Symphony No. 1 - Mahler

That Mahler’s first symphony now ranks among the composer’s most popular and frequently performed works is eloquent testimony to the way in which an artist’s work can, over time, effect changes in audience taste. At the time of it’s premiere in 1889, concertgoers were accustomed to “the artistic” and “the vulgar” as belonging to two totally separate spheres, and were therefore scandalized, almost morally offended, at the inclusion in the symphony of elements such as café music and the common children’s tune “Freres Jaques”
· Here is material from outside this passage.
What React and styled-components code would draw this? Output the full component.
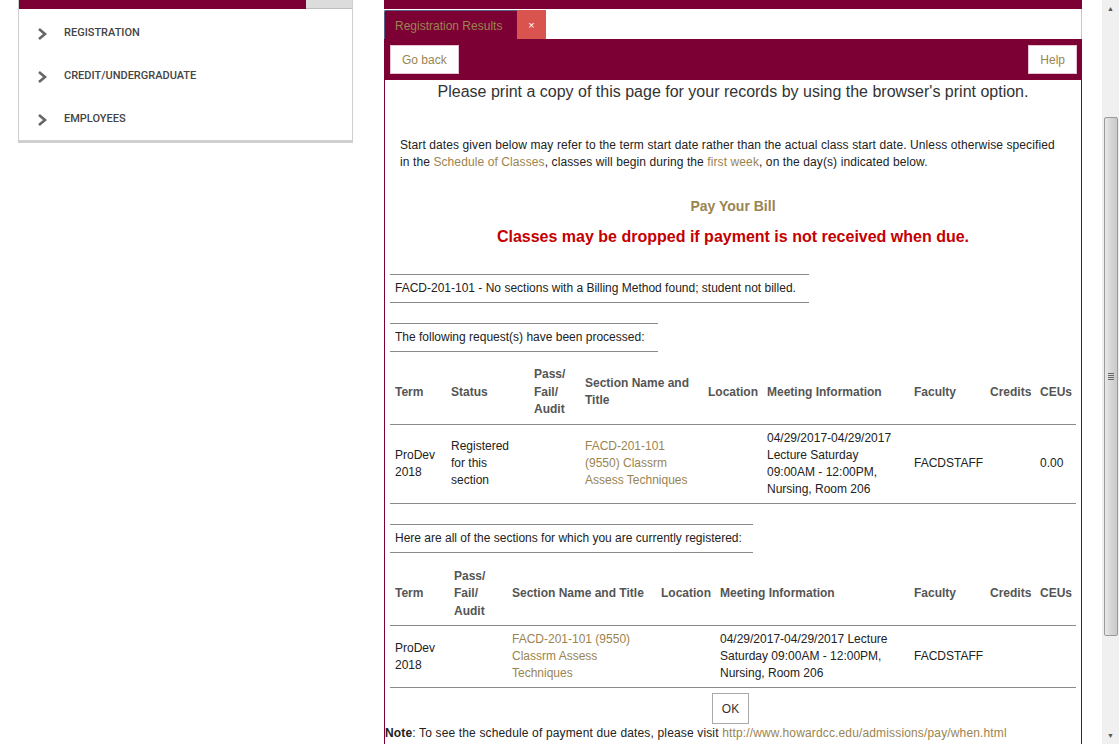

In it’s original form, the work was a symphonic poem, and even as it evolved though the course of repeated performances and revisions into a four movement symphony, it was typically presented by the composer with a written program to facilitate comprehension.
The program (in a translation by de la Grange quoted on Andante.com) is as follows: (the discarded “Blumine” movement removed)

Part I
'Memories of Youth': fruit, flower and thorn pieces
1. 'Spring goes on and on' (Introduction and Allegro comodo). 
The introduction describes nature's awakening from its long winter sleep.

2. 'Full sail' (Scherzo).

Part II
3. 'Aground!' ( A funeral march in the style of Callot).
The following will help to explain this movement: the initial inspiration for it was found by the composer in a burlesque engraving: 'The Huntsman's Funeral', well known to all Austrian children, and taken from an old book of fairy stories. The animals of the forest accompany the dead huntsman's coffin to the graveside; hares carry the pennant, then comes a band of Bohemian musicians, followed by cats, toads, crows, etc., all playing their instruments, while stags, deer, foxes and other fourlegged and feathered creatures of the forest accompany the procession with droll attitudes and gestures. This movement is intended to express a mood alternating between ironic gaiety and uncanny brooding, which is then suddenly interrupted by:

4. 'Dall'Inferno' (Allegro Furioso)
the sudden outburst of despair from a deeply wounded heart.